I think an animated agent (like the old Office Assistants of MS Office) could help here; whenever a site displays a form the agent could appear in the corner of the window with a face that communicates 'OK' or 'not sure who you're talking to here', and a banner saying what the website is and whether it is verified.

So when going to a plain http: page hosted at the little guy would shake his head, or wag his finger, and point out that (a) anybody can see the password you're entering as it goes across the wire, and (b) this is a page at Google.

(Five years ago this would have generated too many warnings all over the web, but nowadays major sites are increasingly using https.)

Browsers do have a well-intentioned warning that you are submitting form data over an insecure connection, but it's so annoying that everyone turns it off immediately. A notification that (mostly) gets out of your way and lets you continue to enter the data if you want, but communicates security concerns in a more human way, might do a better job of getting users to think before they click.

Oxford blocks Google Docs as a phishing countermeasure

Posted Mar 7, 2013 16:08 UTC (Thu) by pboddie (guest, #50784) [Link]

Well, some of the passwords involved aren't even Web application passwords. So, the phishing mails that purport to come from a university mail service might be concerned with passwords that might only be used in dialogue windows employed by a mail client, not a Webmail service, although the latter might also be used.

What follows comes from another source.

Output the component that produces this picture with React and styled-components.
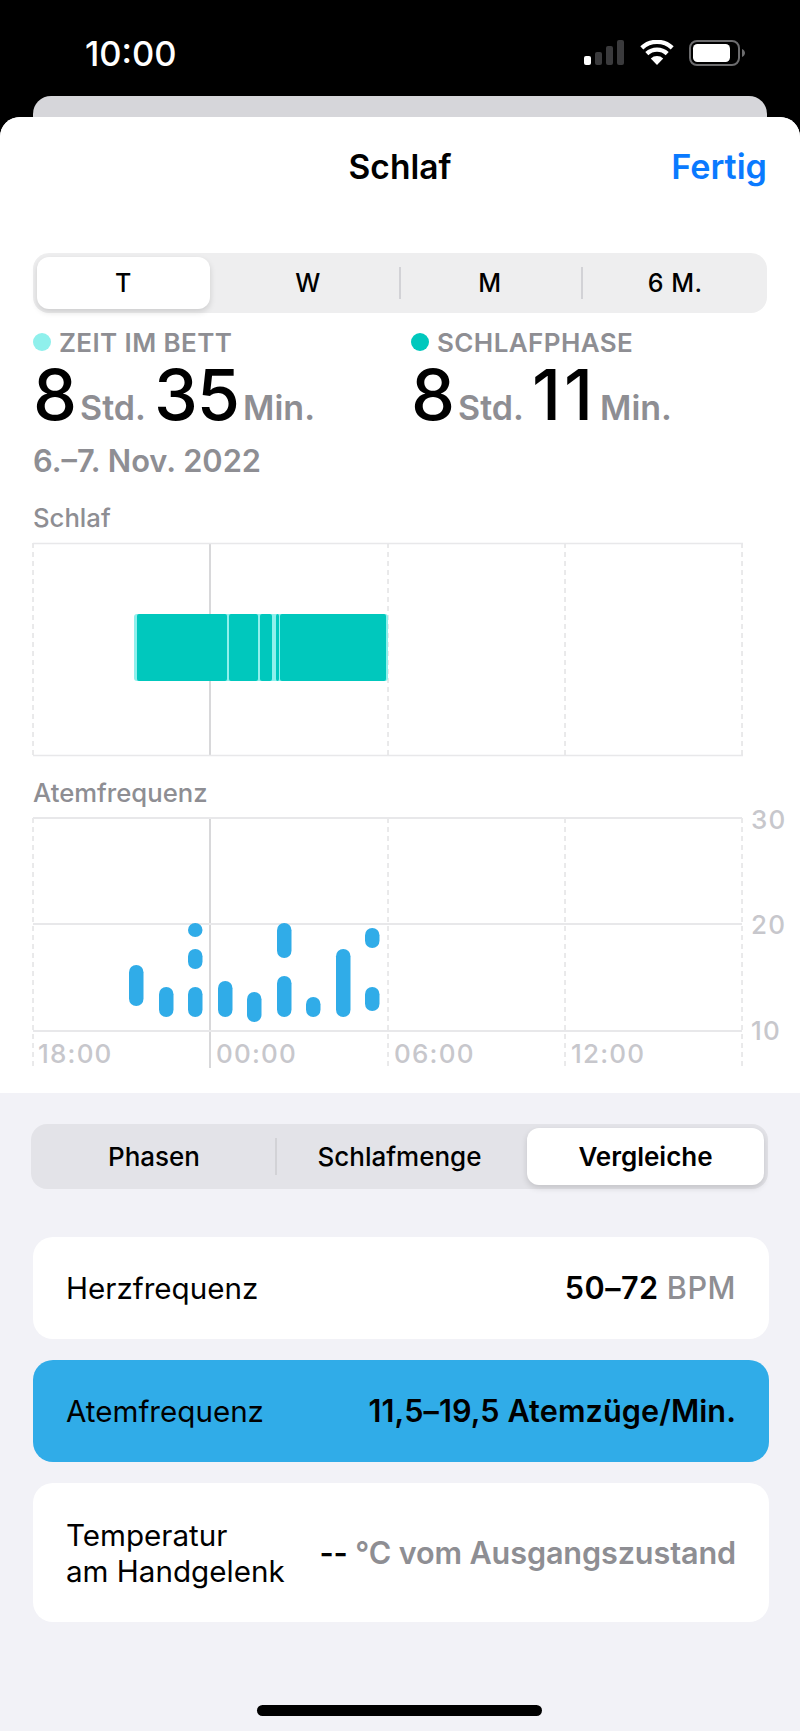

An alternative to password usage in order to avoid habitual password use/misuse might involve client certificates for authentication, although that wouldn't make remote access to things like institution-provided Webmail particularly convenient, but it would make password usage so unusual that people might stop and think before typing one into a form.

The other issue I mentioned was that of trusting people who tell you or ask you for stuff. Here, the lack of adoption of proper e-mail signing and encryption is perhaps the biggest drag on any progress being made in keeping e-mail a relatively safe and reliable medium. Indeed, in many managed environments, making signed messages the default and having trusted and untrusted inboxes should be fairly straightforward to implement.

Maybe Oxford University should consider such measures if their e-mail infrastructure is up to it, which these days might have something to do with whether the vendor of that infrastructure supports it or not (and the wider matter of why/why not).